▸ **To do**: Tell how many lines include the string "that". Answer with a single number.

=====

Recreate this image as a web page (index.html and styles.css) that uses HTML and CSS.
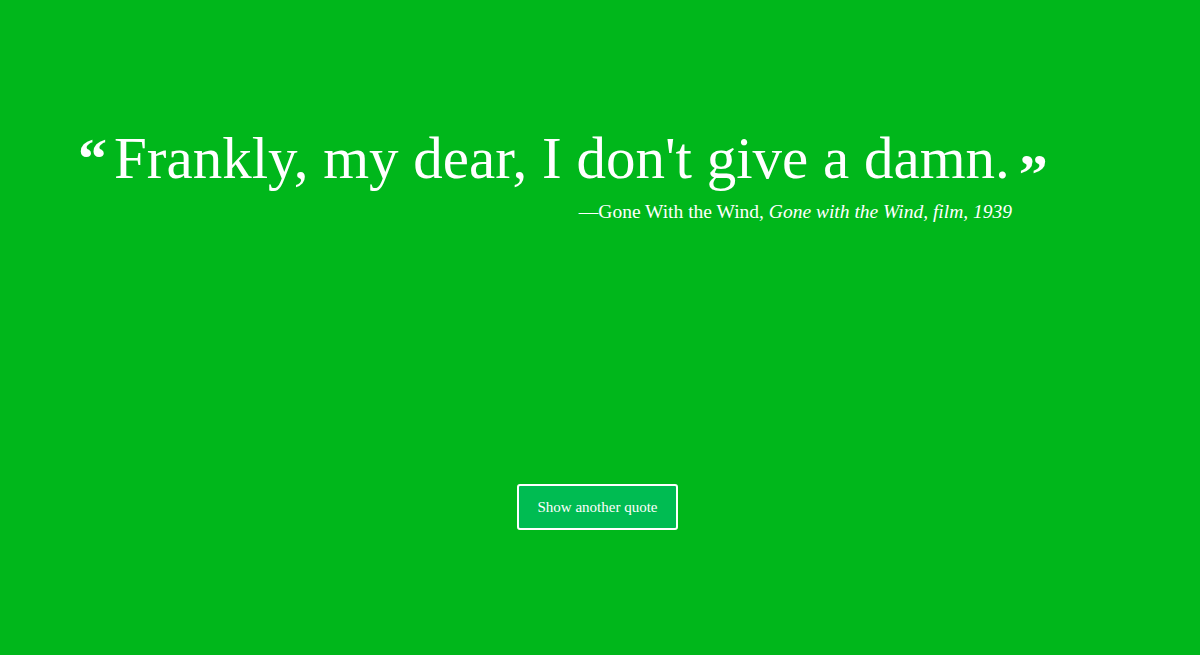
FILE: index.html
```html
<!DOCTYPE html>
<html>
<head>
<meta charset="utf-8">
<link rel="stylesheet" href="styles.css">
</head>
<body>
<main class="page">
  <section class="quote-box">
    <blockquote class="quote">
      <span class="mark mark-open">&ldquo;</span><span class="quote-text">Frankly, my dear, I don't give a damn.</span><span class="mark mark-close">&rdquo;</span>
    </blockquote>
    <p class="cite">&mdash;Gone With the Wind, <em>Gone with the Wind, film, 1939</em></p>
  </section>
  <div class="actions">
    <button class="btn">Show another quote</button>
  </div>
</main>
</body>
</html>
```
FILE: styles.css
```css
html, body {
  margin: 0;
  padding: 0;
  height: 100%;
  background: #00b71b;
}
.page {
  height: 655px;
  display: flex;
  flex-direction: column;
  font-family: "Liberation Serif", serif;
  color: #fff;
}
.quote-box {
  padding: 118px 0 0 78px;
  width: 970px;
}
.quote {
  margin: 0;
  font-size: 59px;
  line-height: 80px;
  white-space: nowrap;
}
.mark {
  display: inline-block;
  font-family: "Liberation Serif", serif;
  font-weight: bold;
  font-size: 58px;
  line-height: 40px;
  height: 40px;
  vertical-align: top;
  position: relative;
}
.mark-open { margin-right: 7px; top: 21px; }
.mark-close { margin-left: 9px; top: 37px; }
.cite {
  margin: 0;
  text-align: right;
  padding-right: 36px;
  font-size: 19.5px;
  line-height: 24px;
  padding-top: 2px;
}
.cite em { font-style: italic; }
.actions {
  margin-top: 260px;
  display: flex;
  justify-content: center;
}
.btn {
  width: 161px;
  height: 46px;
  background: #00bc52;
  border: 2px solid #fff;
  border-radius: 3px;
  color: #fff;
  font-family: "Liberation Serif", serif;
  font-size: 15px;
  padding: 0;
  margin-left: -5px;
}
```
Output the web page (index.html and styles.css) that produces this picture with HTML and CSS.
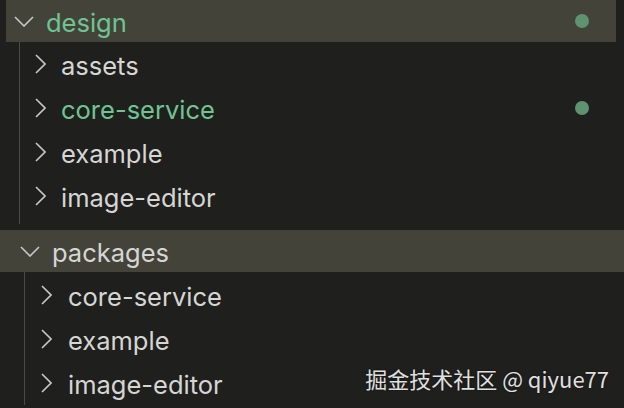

=====

▸ **Correct output**: 2